Where \(\dv\) and \(\ov\) are the vectors of design- and operation-variables, respectively.

Problem generation

\(F_I\) and \(F_{II}\) are user-specified scalar and indexed expressions corresponding to one-time and momentary costs, \(\mathcal{T}_s\) are time horizons for scenarios \(s\) in from the set \(\mathcal{S}\), with corresponding probabilities \(w_s\).

The constraints for the OP are automatically generated from the system model, i.e., all scalar relational expressions are taken as constraints and all indexed relational expressions are taken as constraints, parametrized by t, and s.

The dependence of the objective and constraint functions on time and scenario can be expressed in terms of the parameter values, which are user input. This data can currently be given only in discrete form, i.e., for a discrete time and scenario. The time-steps at which data is available

If any states were defined in the model the corresponding differential equations are currently discretized by default. An exception is the use of the pyomo_dae interface; here the time-continuous representation is passed and discretization via collocation can be performed. Data for the parameter values and initial guesses for the variable values can be provided based on the user-chosen sets T and S.

Note

The time- and scenario structure is only specified during Problem creation and is therefor not available during the modeling phase! While this may be unintuitive at first, it allows for a clean separation between component and system behavior on the one hand, and problem-specific implementation details on the other. An important consequence of this is, that certain aspects of component behavior such as, e.g., ramping constraints must either be defined in a more general way (e.g., via limiting the derivative of the ramped quantity), or must be deferred and carried out after Problem creation (e.g. via appropriate callbacks).
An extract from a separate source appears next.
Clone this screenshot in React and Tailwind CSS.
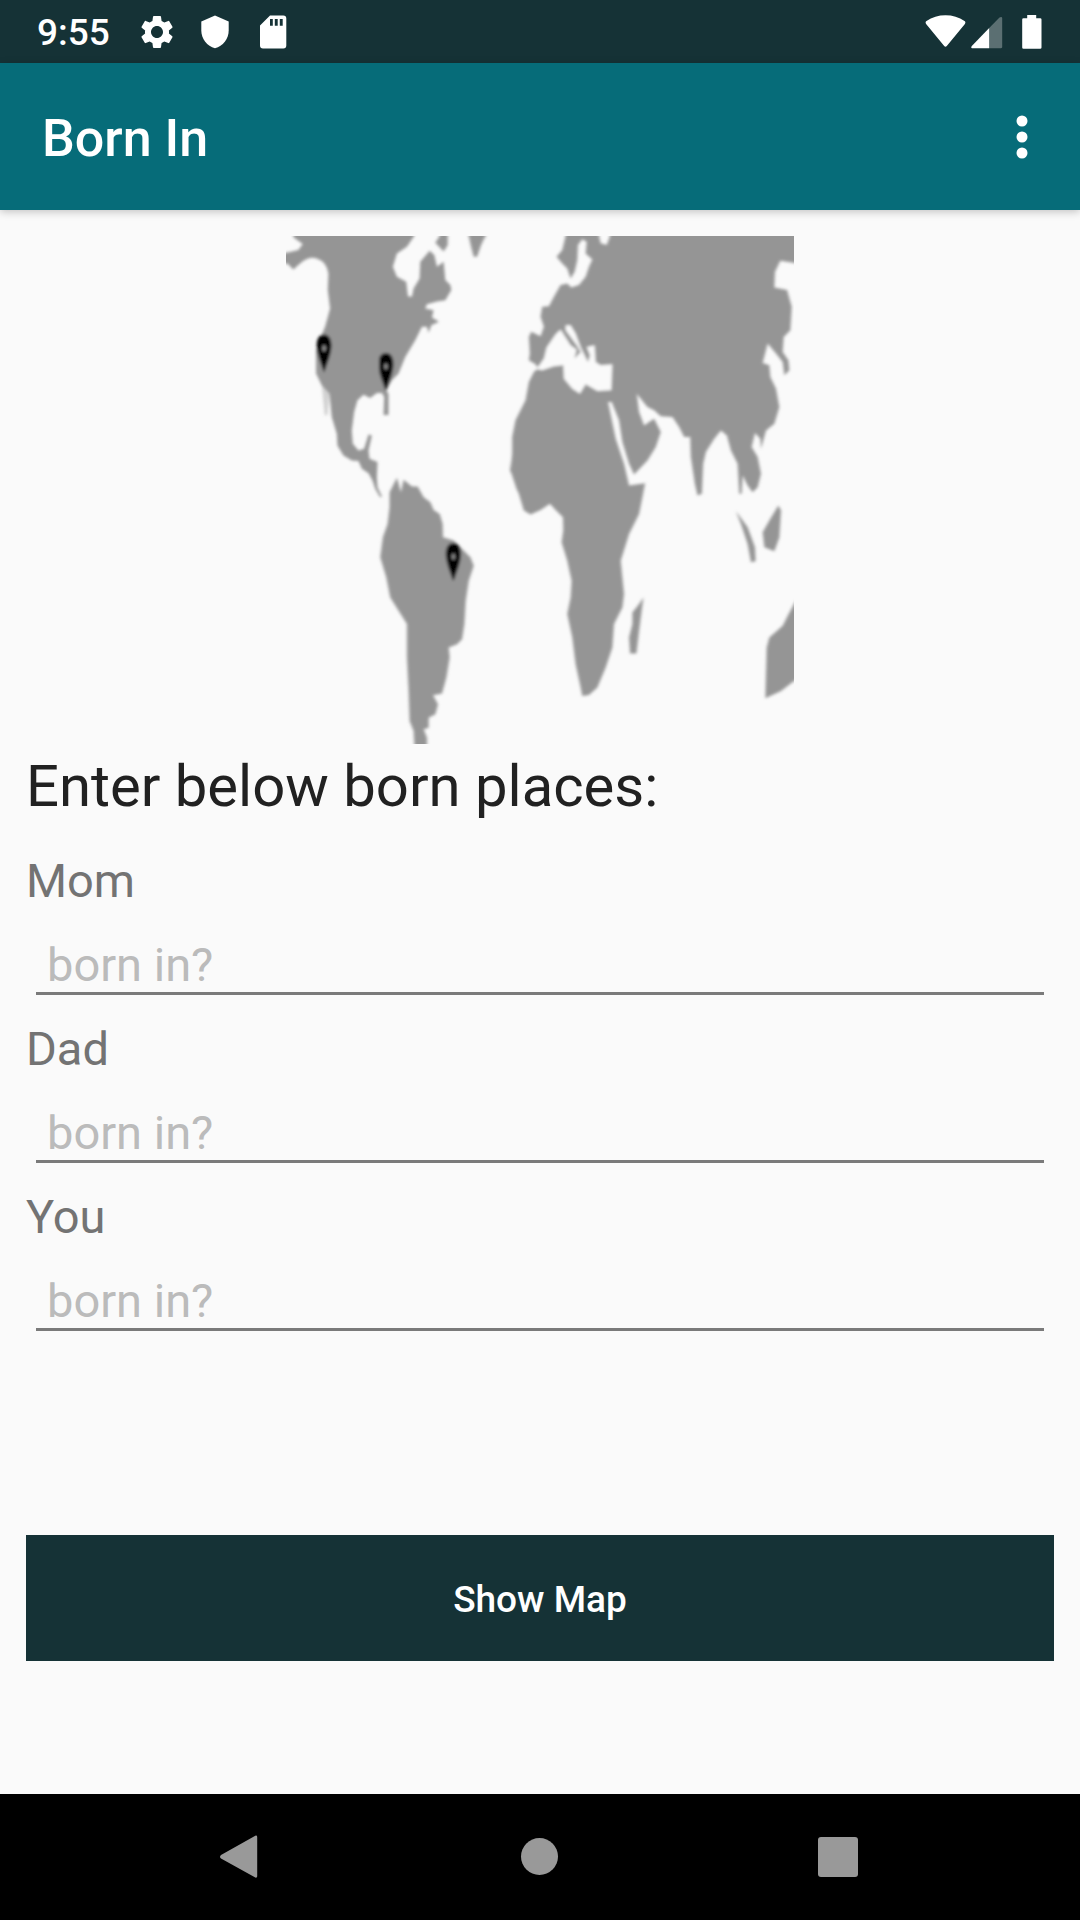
import React from "react";
import { MdSettings } from "react-icons/md";

const people = ["Mom", "Dad", "You"];

function ShieldIcon() {
  return (
    <svg className="h-10 w-10" viewBox="0 0 40 40" fill="white" aria-hidden="true">
      <path d="M20 3.500 33.700 9.500V18.500c0 8.500-5.800 15.500-13.700 17.800C12.100 34 6.300 27 6.300 18.500V9.500Z" />
    </svg>
  );
}

function SdCardIcon() {
  return (
    <svg className="h-10 w-10" viewBox="0 0 40 40" fill="white" aria-hidden="true">
      <path
        fillRule="evenodd"
        d="M17 3.500H30.300a3 3 0 0 1 3 3V33.500a3 3 0 0 1-3 3H10a3 3 0 0 1-3-3V13.500ZM17 7v6.800h2.800V7ZM21.800 7v6.800h2.900V7ZM26.800 7v6.800h2.900V7Z"
      />
    </svg>
  );
}

function WifiIcon() {
  return (
    <svg className="h-[34px] w-[41px]" viewBox="0 0 41 34" fill="white" aria-hidden="true">
      <path d="M20.500 0.300c7 0 13.500 2 19 5.800 1 .7 1.200 1.700.4 2.800L21.800 31c-.9 1-1.800 1-2.600 0L1.100 8.900c-.8-1.100-.6-2.100.4-2.800 5.500-3.800 12-5.800 19-5.800Z" />
    </svg>
  );
}

function SignalIcon() {
  return (
    <svg className="h-[34px] w-[32px]" viewBox="0 0 32 34" fill="white" aria-hidden="true">
      <path d="M18.200 13 28.500 2.600c1.400-1.200 2.700-.8 2.700.8V32c0 .7-.5 1.200-1.200 1.200H18.200Z" opacity="0.3" />
      <path d="M18.200 13V33.200H1.500c-1.300 0-1.700-1.200-.7-2.300Z" />
    </svg>
  );
}

function BatteryIcon() {
  return (
    <svg className="h-[34px] w-5" viewBox="0 0 20 34" fill="white" aria-hidden="true">
      <path d="M5.200 0H14.200V3.300H18.200a1.300 1.300 0 0 1 1.300 1.300V32.500a1.300 1.300 0 0 1-1.300 1.300H1.500A1.300 1.300 0 0 1 .2 32.500V4.600A1.300 1.300 0 0 1 1.500 3.300H5.200Z" />
    </svg>
  );
}

function MapPin({ x, y }) {
  return (
    <g transform={`translate(${x} ${y})`}>
      <path d="M0-57C14-57 22-44 22-24C22 0 10 28 0 57C-10 28-22 0-22-24C-22-44-14-57 0-57Z" fill="#050505" />
      <ellipse cy="-16" rx="5" ry="9" fill="#959595" />
    </g>
  );
}

function WorldMap() {
  return (
    <svg
      className="mx-auto block aspect-square w-1/2 max-w-[508px] overflow-hidden"
      viewBox="18 18 1521 1521"
      role="img"
      aria-label="World map with pins"
    >
      <defs>
        <filter id="soften" x="-5%" y="-5%" width="110%" height="110%">
          <feGaussianBlur stdDeviation="5" />
        </filter>
      </defs>
      <g filter="url(#soften)" fill="#959595">
        {/* North and Central America */}
        <path d="M40 0V22L68 42 55 60 30 66 0 72V100H22L40 118 60 100Q85 78 110 85 140 95 145 130L143 180 150 235 135 290 118 330 108 360V430L125 465 148 490 155 560 170 610 172 645 190 675 215 690 235 692 245 715 265 728 277 750 285 775 300 800 305 798 292 770 290 740 292 695 268 685 265 660 275 615 265 612 252 655 235 660 218 640 215 600 222 545 232 510 250 493 270 503 290 488 305 488 312 500 310 554H325V490L318 480 335 450 355 430 375 380 405 330 425 290 440 290 445 308 453 285 476 275 455 262 460 240 435 235 440 222 470 214 495 210 513 180 510 165 495 150 490 95 470 110 462 75 448 62 420 95 418 145 400 175 395 200 383 198 378 155 350 140 338 110 350 70 380 50 402 18V0Z" />
        <path d="M125 465 134 555H142L148 490Z" opacity="0.4" />
        {/* Arctic islands */}
        <path d="M478 0V18L465 38 490 64 502 45V0Z" />
        <path d="M562 0 565 18 572 50 580 80H590L602 45 615 18V0Z" />
        {/* South America */}
        <path d="M328 785 350 742 362 785 370 748 395 768 412 768 430 800 450 815 460 838 478 850 487 880 488 920 520 930 545 955 570 980 580 1005 565 1050 556 1110 552 1180 545 1225 530 1240 505 1250 508 1280 498 1340 485 1388 458 1393 473 1420 465 1450 445 1460V1490L430 1495 440 1520V1560H403L400 1500 388 1470 385 1380 380 1280V1180L355 1140 330 1100 318 1040 300 980 308 920 322 880 328 830Z" />
        {/* Europe, Asia and Africa */}
        <g transform="translate(660 0)">
          <path d="M195 0V18L185 60 168 80 185 100 200 115 210 145 222 125 230 90 232 45 245 28 258 35 255 70 275 88 265 110 255 140 235 165 212 172 200 160 180 165 160 200 145 228 125 230 120 260 130 290 120 318 92 305 85 320 88 370 85 390 105 402 112 415 100 425 85 455 75 510 45 570 35 620V670L30 720 48 775 55 790 70 840 90 852 120 838 148 820 165 838 187 860 188 900 183 935 200 990 213 1050 210 1100 200 1150 215 1220 225 1300 238 1360 245 1395 265 1392 290 1370 315 1310 335 1250 340 1180 365 1130 370 1090 360 990 385 910 415 850 425 800 433 758 385 765 370 700 345 625 322 515 333 515 355 570 365 635 385 700 400 732 440 690 465 650 480 605 460 565 445 575 430 585 415 545 408 490 420 505 440 530 460 540 480 558 515 560 535 590 550 620 568 620 570 680 582 760 590 795 603 790 607 700 615 665 640 625 660 600 678 615 690 660 710 700 715 790H722L725 735 740 765 755 785 770 770 780 730 770 680 752 650 762 608 778 625 780 655 795 600 820 580 835 530 825 475 808 440 805 405 785 398 800 340 825 370 845 395 850 435 865 420 862 390 845 365 848 320 868 300 872 230 858 180 820 172 822 125 838 92 920 105V0H328V18L318 45 300 40 295 18V0Z" />
          <path
            fill="#fafafa"
            d="M108 416 130 385 138 352 165 312 180 298 210 345 228 358 222 385 240 365 228 345 195 300V285H210L225 310 240 350 262 395 268 375 258 350 282 345 285 395 300 405 335 402 332 480 290 482 255 462 238 490 215 475 190 445 188 405 160 408 125 420Z"
          />
          <path d="M428 1100 415 1120 395 1145V1180L385 1220 388 1268H407L415 1200Z" />
          <path d="M705 842 720 880 740 940 750 995 764 992 762 950 740 890Z" />
          <path d="M832 825 805 870 785 905 790 950 820 962 835 920 840 840Z" />
          <path d="M920 1060 879 1120 860 1155 845 1185 805 1220 797 1250 793 1402 840 1380 879 1350 920 1330Z" />
        </g>
        <MapPin x={132} y={370} />
        <MapPin x={317} y={425} />
        <MapPin x={519} y={994} />
      </g>
    </svg>
  );
}

function StatusBar() {
  return (
    <div className="flex h-[63px] items-center bg-[#153236] pr-[38px] pl-[37px] text-white">
      <span className="pt-[3px] text-[37px] leading-[44px] font-medium">9:55</span>
      <div className="ml-[27px] flex gap-[18px]">
        <MdSettings className="h-10 w-10" aria-hidden="true" />
        <ShieldIcon />
        <SdCardIcon />
      </div>
      <div className="ml-auto flex items-center">
        <WifiIcon />
        <span className="ml-[5px]">
          <SignalIcon />
        </span>
        <span className="ml-[19px]">
          <BatteryIcon />
        </span>
      </div>
    </div>
  );
}

function Field({ name }) {
  const id = name.toLowerCase();
  return (
    <div className="flex flex-col">
      <label htmlFor={id} className="text-[47px] leading-[56px] text-[#737373]">
        {name}
      </label>
      <input
        id={id}
        type="text"
        placeholder="born in?"
        className="mx-[10px] mt-7 h-[58px] rounded-none border-b-[3px] border-[#7a7a7a] bg-transparent px-[11px] text-[47px] leading-[55px] text-[#212121] outline-none placeholder:text-[#bbbbbb]"
      />
    </div>
  );
}

export default function App() {
  return (
    <div className="flex min-h-screen flex-col bg-[#fafafa] font-[Roboto,sans-serif]">
      <StatusBar />
      <header className="flex h-[147px] items-center justify-between bg-[#066c79] pr-[38px] pl-[42px] text-white shadow-[0_2px_8px_rgba(0,0,0,0.22)]">
        <h1 className="pt-1 text-[52px] leading-[62px] font-medium">Born In</h1>
        <button type="button" aria-label="More options">
          <svg className="block h-12 w-10" viewBox="0 0 40 48" fill="white" aria-hidden="true">
            <circle cx="20" cy="8" r="5.500" />
            <circle cx="20" cy="24" r="5.500" />
            <circle cx="20" cy="40" r="5.500" />
          </svg>
        </button>
      </header>
      <main className="flex grow flex-col px-[26px] pt-[26px] pb-8">
        <WorldMap />
        <h2 className="mt-2 text-[58px] leading-[68px] text-[#212121]">Enter below born places:</h2>
        <form className="mt-[33px] flex flex-col gap-[26px]" onSubmit={(e) => e.preventDefault()}>
          {people.map((name) => (
            <Field key={name} name={name} />
          ))}
          <button
            type="submit"
            className="mt-[178px] h-[126px] bg-[#153236] pt-1 text-[37px] leading-[44px] font-medium text-white"
          >
            Show Map
          </button>
        </form>
      </main>
      <nav className="flex h-[126px] items-center justify-center bg-black">
        <button type="button" aria-label="Back" className="flex w-[300px] justify-center">
          <svg className="h-12 w-12" viewBox="0 0 48 48" fill="#999999" aria-hidden="true">
            <path d="M38.400 3.200c1.500-1.200 2.800-.8 2.800 1V43c0 1.800-1.300 2.200-2.800 1L5 25.500c-1.300-1-1.300-2.500 0-3.600Z" />
          </svg>
        </button>
        <button type="button" aria-label="Home" className="flex w-[300px] justify-center">
          <svg className="h-12 w-12" viewBox="0 0 48 48" fill="#999999" aria-hidden="true">
            <circle cx="23.500" cy="23.500" r="18.500" />
          </svg>
        </button>
        <button type="button" aria-label="Recent apps" className="flex w-[300px] justify-center">
          <svg className="h-12 w-12" viewBox="0 0 48 48" fill="#999999" aria-hidden="true">
            <rect x="2" y="4" width="40" height="40" rx="3" />
          </svg>
        </button>
      </nav>
    </div>
  );
}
Given the System instance above, we can define a problem as follows:

# Access the design variable out_max from the component
# and use it as the design-part of the objective
d_obj = component["C_out_max"]

# Minimize required size of component for one week of operation
ts = ["Mon", "Tue", "Wed", "Thu", "Fri", "Sat", "Sun"]
scenarios = {
    "low_demand": 0.2,
    "medium_demand": 0.7,
    "high_demand": 0.1
}
P = ES.create_problem(
    design_objective=d_obj,
    operational_objective=0,
    timesteps=(ts, 169),
    scenarios=scenarios,
    name='Example_Problem'
)

# Parameter values can be set as follows:
P["<name of some parameter>"] = values
# where values can be:
# - a scalar (for design parameters)
# - an iterable (e.g., numpy array, pandas Series) of length:
#   - len(ts) (for time-dependent, but scenario-independent data)
#   - len(scenarios) (for scenario-dependent, but time-independent data)
#   - len(ts) * len(scenarios) (for time- and scenario-dependent data)

For a more complete example, have a look at examples/example_system.ipynb

Todo

Examples for creating problem-specific constraints such as:

  • Constraints that restrict cumulative quantities (time-integrals of quantities)

  • Constraints that only consider a certain time range

  • Constraints explicitly referencing quantities corresponding to multiple time-points and/or scenarios

Problem reformulation

It is possible to use manual or automated reformulations of the original problem formulation.

Todo

Example reformulations, linearization module and default discretization scheme in the interfaces.

Problem solution

Given a Problem, the user can chose to pass it directly to a solver capable of handling the corresponding problem type, transform the COMANDO Problem to a representation in an AML (currently Pyomo or GAMS), or work directly with the COMANDO representation in a custom algorithm to preprocess or solve the Problem. Currently available interfaces as well as their installation requirements are described in Interfaces to solvers and algebraic modeling languages (AMLs).

If a solution is obtained, it is loaded back into the COMANDO Problem after the solver terminates.